Only lines holding the word "this" should be copied from the material.

## Provided data
===============

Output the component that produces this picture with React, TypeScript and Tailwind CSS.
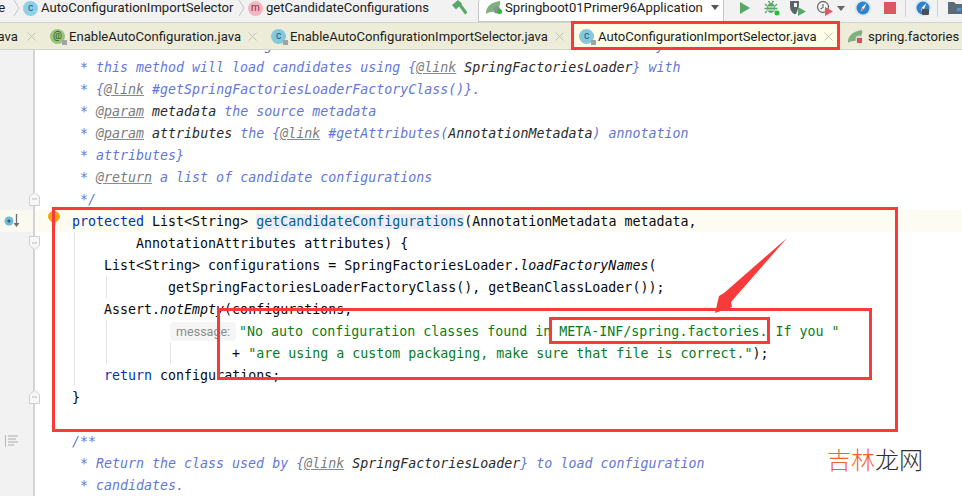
import { ReactNode } from 'react';

const uiFont = "font-['Roboto',sans-serif]";

function CircleIcon({ letter, color, text, lock }: { letter: string; color: string; text: string; lock?: boolean }) {
  return (
    <span className={`relative flex h-[15px] w-[15px] shrink-0 items-center justify-center rounded-full text-[10px] leading-none ${color} ${text}`}>
      {letter}
      {lock && <span className="absolute bottom-[-1px] right-[-2px] h-[5px] w-[5px] bg-[#a0a4a8]" />}
    </span>
  );
}

function Chevron() {
  return (
    <svg width="7" height="18" viewBox="0 0 7 18" className="shrink-0">
      <path d="M1 1 L6 9 L1 17" fill="none" stroke="#c4c4c4" strokeWidth="1" />
    </svg>
  );
}

function CloseX({ color = '#c4c4bc' }: { color?: string }) {
  return (
    <svg width="9" height="9" viewBox="0 0 9 9" className="shrink-0">
      <path d="M0.5 0.5 L8.5 8.5 M8.5 0.5 L0.5 8.5" stroke={color} strokeWidth="1" />
    </svg>
  );
}

function SpringLeaf({ dot }: { dot: string }) {
  return (
    <svg width="16" height="15" viewBox="0 0 16 15" className="shrink-0">
      <path d="M0 12 C1 5 7 2 14 1 C15 7 11 12 5 12 C3 12 1 13 0 14 Z" fill="#7fb17f" />
      <circle cx="11" cy="10" r="3.5" fill={dot === 'run' ? '#8a9298' : '#d9d9d9'} />
      <rect x={dot === 'run' ? 11 : 9} y="9" width="5" height="5" rx={dot === 'run' ? 2.5 : 0} fill={dot === 'run' ? '#22c02c' : '#d8505c'} />
    </svg>
  );
}

function Compass({ badge }: { badge?: boolean }) {
  return (
    <svg width="18" height="18" viewBox="0 0 18 18" className="shrink-0">
      <circle cx="9" cy="9" r="8.5" fill="#dfe9f2" />
      <circle cx="9" cy="9" r="6.5" fill="#2f82cc" />
      <path d="M12.5 4 L10 10 L7 12.5 L8 8.5 Z" fill="#ffffff" />
      <path d="M7 12.5 L8.5 9 L10 10 Z" fill="#e4706a" />
      {badge && <rect x="8" y="10" width="7" height="6" rx="1" fill="#4a5056" />}
    </svg>
  );
}

function TopBar() {
  return (
    <div className={`flex h-[22px] shrink-0 items-center overflow-hidden bg-[#f2f2f2] pb-[6px] text-[13.1px] text-[#1c1c1c] ${uiFont}`}>
      <span className="ml-[-6px] w-[14px] shrink-0">re</span>
      <span className="ml-[5px]"><Chevron /></span>
      <span className="ml-[3px]"><CircleIcon letter="c" color="bg-[#8ecfe8]" text="text-[#1f5f7a]" /></span>
      <span className="ml-[3px] w-[194px] shrink-0 whitespace-nowrap">AutoConfigurationImportSelector</span>
      <span className="ml-[3px]"><Chevron /></span>
      <span className="ml-[3px]"><CircleIcon letter="m" color="bg-[#f5b5c0]" text="text-[#8a2a3a]" /></span>
      <span className="ml-[3px] w-[164px] shrink-0 whitespace-nowrap">getCandidateConfigurations</span>
      <svg width="16" height="16" viewBox="0 0 16 16" className="ml-[22px] shrink-0">
        <path d="M0 5 L6 0 L10 3.5 L4 9.5 Z" fill="#59a869" />
        <path d="M6 5 L8.5 3 L15.5 12.5 L13 14.5 Z" fill="#59a869" />
      </svg>
      <div className="ml-[10px] flex h-[22px] w-[246px] shrink-0 translate-y-[3px] items-center rounded-tl-[3px] border-b border-l border-r border-[#c6c6c6] bg-white pb-[6px]">
        <span className="ml-[7px]"><SpringLeaf dot="run" /></span>
        <span className="ml-[3px] w-[198px] shrink-0 whitespace-nowrap">Springboot01Primer96Application</span>
        <span className="ml-[8px] h-0 w-0 border-x-[4px] border-t-[5px] border-x-transparent border-t-[#555]" />
      </div>
      <svg width="12" height="14" viewBox="0 0 12 14" className="ml-[15px] shrink-0">
        <path d="M1 1 L11 7 L1 13 Z" fill="#59a869" />
      </svg>
      <svg width="16" height="16" viewBox="0 0 16 16" className="ml-[13px] shrink-0">
        <ellipse cx="7" cy="8" rx="4" ry="5" fill="#59a869" />
        <path d="M1 4 L3 6 M13 4 L11 6 M0.5 8.5 H3 M13.5 8.5 H11 M1 13 L3 11 M13 13 L11 11 M4.5 1 L6 3 M9.5 1 L8 3" stroke="#59a869" strokeWidth="1.3" />
        <path d="M4 7 H10 M4 10 H10" stroke="#f2f2f2" strokeWidth="1" />
        <circle cx="13" cy="13" r="2.5" fill="#22c02c" />
      </svg>
      <svg width="18" height="16" viewBox="0 0 18 16" className="ml-[9px] shrink-0">
        <path d="M1 1 H10 V6 L7 14 H5 C2 12 1 9 1 6 Z" fill="#5d6268" />
        <path d="M5 3 H8 V7 H5 Z" fill="#f2f2f2" />
        <path d="M9 7 L17 11.5 L9 16 Z" fill="#59a869" />
      </svg>
      <svg width="18" height="16" viewBox="0 0 18 16" className="ml-[9px] shrink-0">
        <circle cx="7" cy="7" r="5.5" fill="none" stroke="#6e6e6e" strokeWidth="1.3" />
        <path d="M7 4 V7.5 L4.5 9" fill="none" stroke="#6e6e6e" strokeWidth="1.2" />
        <path d="M9 7 L17 11.5 L9 16 Z" fill="#db5860" />
      </svg>
      <span className="ml-[3px] h-0 w-0 shrink-0 border-x-[4px] border-t-[5px] border-x-transparent border-t-[#666]" />
      <span className="ml-[9px]"><Compass /></span>
      <span className="ml-[12px] h-[12px] w-[12px] shrink-0 bg-[#db5860]" />
      <span className="ml-[9px] h-[18px] w-px shrink-0 bg-[#d0d0d0]" />
      <span className="ml-[8px]"><Compass badge /></span>
      <span className="ml-[5px] h-[18px] w-px shrink-0 bg-[#d0d0d0]" />
      <svg width="18" height="14" viewBox="0 0 18 14" className="ml-[10px] shrink-0">
        <path d="M0 1 H6 L8 3 H18 V13 H0 Z" fill="#5d6b78" />
        <rect x="9" y="7" width="4" height="3" fill="#40a0e0" />
        <rect x="14" y="10" width="4" height="3" fill="#40a0e0" />
      </svg>
    </div>
  );
}

function TabBar() {
  return (
    <div className={`z-10 flex h-[28px] shrink-0 items-center overflow-hidden border-y border-[#d4d4c8] bg-[#edecd9] text-[13.1px] text-[#1c1c1c] ${uiFont}`}>
      <span className="ml-[-8px] w-[26px] shrink-0 pt-px text-right">ava</span>
      <span className="ml-[9px]"><CloseX /></span>
      <span className="ml-[14px]"><CircleIcon letter="@" color="bg-[#9ac47c]" text="text-[#2f5a20]" lock /></span>
      <span className="ml-[4px] w-[171px] shrink-0 whitespace-nowrap pt-px">EnableAutoConfiguration.java</span>
      <span className="ml-[8px]"><CloseX /></span>
      <span className="ml-[14px]"><CircleIcon letter="c" color="bg-[#85c8dc]" text="text-[#1f5f7a]" lock /></span>
      <span className="ml-[4px] w-[259px] shrink-0 whitespace-nowrap pt-px">EnableAutoConfigurationImportSelector.java</span>
      <span className="ml-[6px]"><CloseX /></span>
      <div className="ml-[7px] flex h-full w-[269px] shrink-0 items-center bg-[#fdfde8]">
        <span className="ml-[8px]"><CircleIcon letter="c" color="bg-[#85c8dc]" text="text-[#1f5f7a]" lock /></span>
        <span className="ml-[4px] w-[219px] shrink-0 whitespace-nowrap pt-px">AutoConfigurationImportSelector.java</span>
        <span className="ml-[7px]"><CloseX /></span>
      </div>
      <span className="ml-[8px]"><SpringLeaf dot="file" /></span>
      <span className="ml-[4px] shrink-0 whitespace-nowrap pt-px">spring.factories</span>
    </div>
  );
}

// doc comment pieces
function Tag({ children }: { children: ReactNode }) {
  return <span className="text-[#7c7c7c] underline decoration-[#8a8a8a]">{children}</span>;
}
function Ref({ children }: { children: ReactNode }) {
  return <span className="text-[#2b2b2b]">{children}</span>;
}
function Doc({ children }: { children: ReactNode }) {
  return <span className="text-[#6577d6] italic">{children}</span>;
}

function Line({ children, gutter, active }: { children?: ReactNode; gutter?: ReactNode; active?: boolean }) {
  return (
    <div className={`flex h-[22px] shrink-0 ${active ? 'bg-[#fdfcf2]' : ''}`}>
      <div className={`relative h-full w-[35px] shrink-0 border-r-2 border-[#d4d4d4] ${active ? 'bg-[#fbfaf0]' : 'bg-[#f2f2f2]'}`}>
        {gutter}
      </div>
      <div className="whitespace-pre pl-[37px] pt-px leading-[22px]">{children}</div>
    </div>
  );
}

function Fold({ up }: { up?: boolean }) {
  return (
    <svg width="11" height="14" viewBox="0 0 11 14" className="absolute left-[29px] top-[4px]">
      <path
        d={up ? 'M0.5 13.5 H10.5 V4.5 L5.5 0.5 L0.5 4.5 Z' : 'M0.5 0.5 H10.5 V9.5 L5.5 13.5 L0.5 9.5 Z'}
        fill="#f7f7f7"
        stroke="#cfcfcf"
      />
      <path d="M3 7 H8" stroke="#bdbdbd" />
    </svg>
  );
}

function Guide({ x, top, height }: { x: string; top: string; height: string }) {
  return <span className={`absolute w-px bg-[#e3e3e3] ${x} ${top} ${height}`} />;
}

function Box({ cls }: { cls: string }) {
  return <div className={`pointer-events-none absolute z-20 border-[3px] border-[#f93a3a] ${cls}`} />;
}

const kw = 'text-[#0033b3]';
const str = 'text-[#067d17]';

function Editor() {
  return (
    <div className="relative min-h-0 flex-1 overflow-hidden bg-white font-['DejaVu_Sans_Mono',monospace] text-[13.3px] text-[#080808]">
      <div className="mt-[-16px] flex flex-col">
        <Line><Doc> * Return the auto-configuration class names that should be considered. By default</Doc></Line>
        <Line><Doc> * this method will load candidates using {'{'}<Tag>@link</Tag> <Ref>SpringFactoriesLoader</Ref>{'}'} with</Doc></Line>
        <Line><Doc> * {'{'}<Tag>@link</Tag> #getSpringFactoriesLoaderFactoryClass(){'}'}.</Doc></Line>
        <Line><Doc> * <Tag>@param</Tag> <Ref>metadata</Ref> the source metadata</Doc></Line>
        <Line><Doc> * <Tag>@param</Tag> <Ref>attributes</Ref> the {'{'}<Tag>@link</Tag> #getAttributes(<Ref>AnnotationMetadata</Ref>) annotation</Doc></Line>
        <Line><Doc> * attributes{'}'}</Doc></Line>
        <Line><Doc> * <Tag>@return</Tag> a list of candidate configurations</Doc></Line>
        <Line gutter={<Fold up />}><Doc> */</Doc></Line>
        <Line
          active
          gutter={
            <svg width="16" height="16" viewBox="0 0 16 16" className="absolute left-[4px] top-[3px]">
              <circle cx="5" cy="8" r="4.5" fill="#6fbcd8" />
              <circle cx="5" cy="8" r="1.6" fill="#3a5a6a" />
              <path d="M12.5 1 V11" stroke="#6e6e6e" strokeWidth="1.3" />
              <path d="M9.5 10 H15.5 L12.5 14 Z" fill="#6e6e6e" />
            </svg>
          }
        >
          <span className={kw}>protected</span> List&lt;String&gt; <span className="bg-[#edebfc] text-[#00627a]">getCandidateConfigurations</span>(AnnotationMetadata metadata,
        </Line>
        <Line gutter={<Fold />}>        AnnotationAttributes attributes) {'{'}</Line>
        <Line>    List&lt;String&gt; configurations = SpringFactoriesLoader.<span className="italic">loadFactoryNames</span>(</Line>
        <Line>            getSpringFactoriesLoaderFactoryClass(), getBeanClassLoader());</Line>
        <Line>    Assert.<span className="italic">notEmpty</span>(configurations,</Line>
        <Line>
          <span>            </span>
          <span className={`ml-[2px] mr-[3px] inline-block h-[19px] w-[66px] rounded-[4px] bg-[#f5f5f5] text-center align-baseline text-[12.5px] leading-[19px] text-[#8c8c8c] ${uiFont}`}>message:</span>
          <span className={str}>"No auto configuration classes found in META-INF/spring.factories. If you "</span>
        </Line>
        <Line>                    + <span className={str}>"are using a custom packaging, make sure that file is correct."</span>);</Line>
        <Line>    <span className={kw}>return</span> configurations;</Line>
        <Line gutter={<Fold up />}>{'}'}</Line>
        <Line />
        <Line
          gutter={
            <svg width="13" height="12" viewBox="0 0 13 12" className="absolute left-[5px] top-[5px]">
              <path d="M0.5 0 V12" stroke="#b8b8b8" />
              <path d="M3 1 H13 M3 4 H11 M3 7 H13 M3 10 H9" stroke="#c4c4c4" strokeWidth="1.4" />
            </svg>
          }
        >
          <Doc>/**</Doc>
        </Line>
        <Line><Doc> * Return the class used by {'{'}<Tag>@link</Tag> <Ref>SpringFactoriesLoader</Ref>{'}'} to load configuration</Doc></Line>
        <Line><Doc> * candidates.</Doc></Line>
      </div>

      {/* indent guides */}
      <Guide x="left-[74px]" top="top-[182px]" height="h-[154px]" />
      <Guide x="left-[106px]" top="top-[226px]" height="h-[22px]" />
      <Guide x="left-[106px]" top="top-[270px]" height="h-[44px]" />
      <Guide x="left-[170px]" top="top-[292px]" height="h-[22px]" />

      {/* lightbulb */}
      <svg width="12" height="15" viewBox="0 0 12 15" className="absolute left-[48px] top-[161px]">
        <path d="M6 0 C9.5 0 12 2.5 12 5.5 C12 8 10 9 8.5 11 H3.5 C2 9 0 8 0 5.5 C0 2.5 2.5 0 6 0 Z" fill="#f2a60d" />
        <path d="M4 12 H8 M4.5 14 H7.5" stroke="#8a8a8a" strokeWidth="1" />
      </svg>
    </div>
  );
}

export default function App() {
  return (
    <div className="relative flex h-[496px] w-[962px] flex-col overflow-hidden bg-white">
      <TopBar />
      <TabBar />
      <Editor />

      {/* annotations drawn on top of the screenshot */}
      <Box cls="left-[571px] top-[21px] h-[29px] w-[269px]" />
      <Box cls="left-[52px] top-[207px] h-[225px] w-[846px]" />
      <Box cls="left-[217px] top-[308px] h-[72px] w-[655px]" />
      <Box cls="left-[549px] top-[317px] h-[27px] w-[221px]" />
      <svg width="962" height="496" viewBox="0 0 962 496" className="pointer-events-none absolute left-0 top-0 z-20">
        <path d="M787 238 L724 293 L719 296 L715 313 L732 307 L731 302 Z" fill="#f93a3a" />
      </svg>

      <div className="absolute left-[827px] top-[442px] z-20 font-['Noto_Sans_CJK_SC',sans-serif] text-[24px] font-light leading-[34px] text-[#2e2e2e]">
        <span className="text-[#f2622e]">吉林</span>龙网
      </div>
    </div>
  );
}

===============

## Exercise solution
Output the component that produces this picture with React, TypeScript and Tailwind CSS.
        <Line><Doc> * this method will load candidates using {'{'}<Tag>@link</Tag> <Ref>SpringFactoriesLoader</Ref>{'}'} with</Doc></Line>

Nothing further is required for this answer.